The commonality of these plays is they’re all made by defensive backs.

  1. Clark’s quarterback hit happens because the coverage is good — safety Tyrann Mathieu is tight on the eventual target — forcing Heinicke to hold onto the ball.
  2. A blitzing Sneed tips a pass to the flat, allowing safety Juan Thornhill to close in on it and finish the four-yard tackle for loss.
  3. Mathieu times up his blitz perfectly to come untouched right to Heinicke; while he doesn’t finish the tackle, he does enough to keep the offense from converting the third down. Clark misses an opportunity for a cleanup sack.

Not shown in these plays is what may be the most impressive individual performance of the day: cornerback Rashad Fenton playing exceptionally well in coverage. On the first play from scrimmage, he forced an incomplete pass — and never looked back.

The Chiefs send six defenders on this third down, allowing defensive tackle Tershawn Wharton to leak through and get a hand in Heinicke’s face. Even then, he throws an accurate jump-ball to the wide receiver Fenton is covering downfield. Fenton is tight on him, plays the ball as it gets to the receiver and finishes aggressively.

On a third down later in the game, Fenton hung tight on a slant route and buried the receiver as soon as he caught it — which was short of the first-down marker.

Whether they were making plays in coverage or as blitzers, the defensive backfield had a busy day.

Creating turnovers

Going into Sunday, the Chiefs hadn’t forced a turnover since the first half of their Week 2 game against the Baltimore Ravens — the longest stretch Spagnuolo’s Chiefs have ever gone without a turnover.

That changed thanks to two great efforts:

On the first turnover, Danna gets his hands on the ballcarrier but consciously works to rip the running back’s arms from the ball and pries it loose. Sneed then makes a heads-up play to grab it quickly.

On the second — late in the fourth quarter — Wharton rushes to the outside, timing his jump perfectly to palm the football; he’s able to pin it against the offensive lineman’s helmet to complete the interception.

Making these plays will build the unit’s confidence.

The bad

It wasn’t always pretty against Washington. At halftime, it might have felt like the sky was falling — and a small defensive stretch was part of the reason why.

On this third-and-16, Washington calls a running back screen — which was apparently the right call; the Chiefs’ defense was in man coverage. In that coverage, the defenders don’t see the screen develop — increasing the likelihood of a big play.

Linebacker Ben Niemann is put in a really challenging position; he has to get through two offensive linemen to cut this off. Still, you’d like to see him at least be able to trip up or delay the ball carrier enough to stop him before the first down marker. Safety Dan Sorensen could also have made a more instinctual play.
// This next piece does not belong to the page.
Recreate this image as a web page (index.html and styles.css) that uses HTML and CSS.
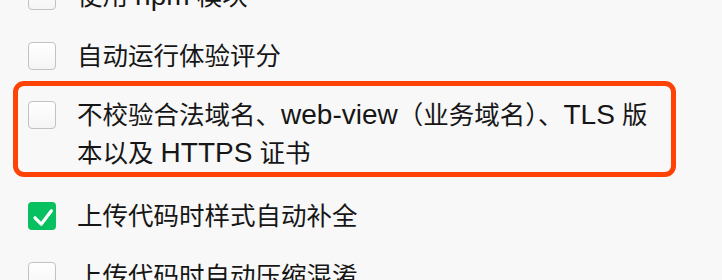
FILE: index.html
```html
<!DOCTYPE html>
<html lang="zh-CN">
<head>
<meta charset="utf-8">
<title>项目设置</title>
<link rel="stylesheet" href="styles.css">
</head>
<body>
<div class="list">
  <label class="row">
    <span class="box"></span>
    <span class="text">使用 <span class="latin">npm</span> 模块</span>
  </label>
  <label class="row">
    <span class="box"></span>
    <span class="text">自动运行体验评分</span>
  </label>
  <label class="row hl">
    <span class="box"></span>
    <span class="text">不校验合法域名、<span class="latin">web-view</span>（业务域名）、<span class="latin">TLS</span> 版本以及 <span class="latin">HTTPS</span> 证书</span>
  </label>
  <label class="row">
    <span class="box checked"><svg viewBox="0 0 28 28" width="28" height="28"><path d="M7 15.8 L13.2 22.2 L23.4 8.8" fill="none" stroke="#fff" stroke-width="3.2" stroke-linecap="round" stroke-linejoin="round"/></svg></span>
    <span class="text">上传代码时样式自动补全</span>
  </label>
  <label class="row">
    <span class="box"></span>
    <span class="text">上传代码时自动压缩混淆</span>
  </label>
</div>
</body>
</html>
```

FILE: styles.css
```css
html, body {
  margin: 0;
  padding: 0;
  background: #f8f8f8;
  overflow: hidden;
}

body {
  width: 722px;
  height: 280px;
  font-family: "Liberation Sans", "Noto Sans CJK SC", sans-serif;
  font-size: 25.5px;
  color: #161616;
}

.list {
  display: flex;
  flex-direction: column;
  padding-left: 28px;
  margin-top: -23px;
}

.row {
  display: flex;
  align-items: flex-start;
  gap: 21px;
  margin-bottom: 22px;
  line-height: 38px;
}

.row.hl {
  margin: -16px 46px 20px -15px;
  padding: 10px 4px 0 10px;
  border: 5px solid #ff4306;
  border-radius: 11px;
}

.box {
  flex: none;
  box-sizing: border-box;
  width: 28px;
  height: 28px;
  margin-top: 5px;
  border: 1px solid #c2c2c2;
  border-radius: 4px;
  background: linear-gradient(#ffffff, #f5f5f5);
}

.box.checked {
  border: none;
  background: #07c160;
}

.box svg {
  display: block;
}

.text {
  flex: 1;
  min-width: 0;
}

.latin {
  font-family: "Liberation Sans", sans-serif;
  font-size: 28px;
}
```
This was the play that motivated Mathieu to have a passionate moment with the defensive unit on the sidelines — even though another play a few snaps later was much worse.

This is just a bad play in coverage by two defenders: cornerback Mike Hughes and linebacker Ben Niemann. The Chiefs are in Cover 3, which means Thornhill is the only deep safety. He commits to helping over the top with wide receiver Terry McLaurin, which exposes the deep section on the other side of the field.

On that side, Washington fakes a wide receiver screen — and then has the other receivers release vertically. Even though he has the deep third of the field, Hughes comes up hard on the flat. Meanwhile, Niemann — with no other immediate threat in his zone — should carry the tight end up the field. Both simply get caught moving towards the fake screen, which results in significantly blown coverage.

The bottom line

For all the positives from this game, there were some negatives — and a handful of them weren’t exposed by Washington’s offense; at times, there were open receivers to which Heinicke failed to deliver the ball. That said, the defense made plays in crucial spots — and added some big plays, too.

Even if the group allows more yards and points to the better offenses it will soon be facing, it just needs to create takeaways or get the big stops on third down. Against Washington, it frequently did exactly that.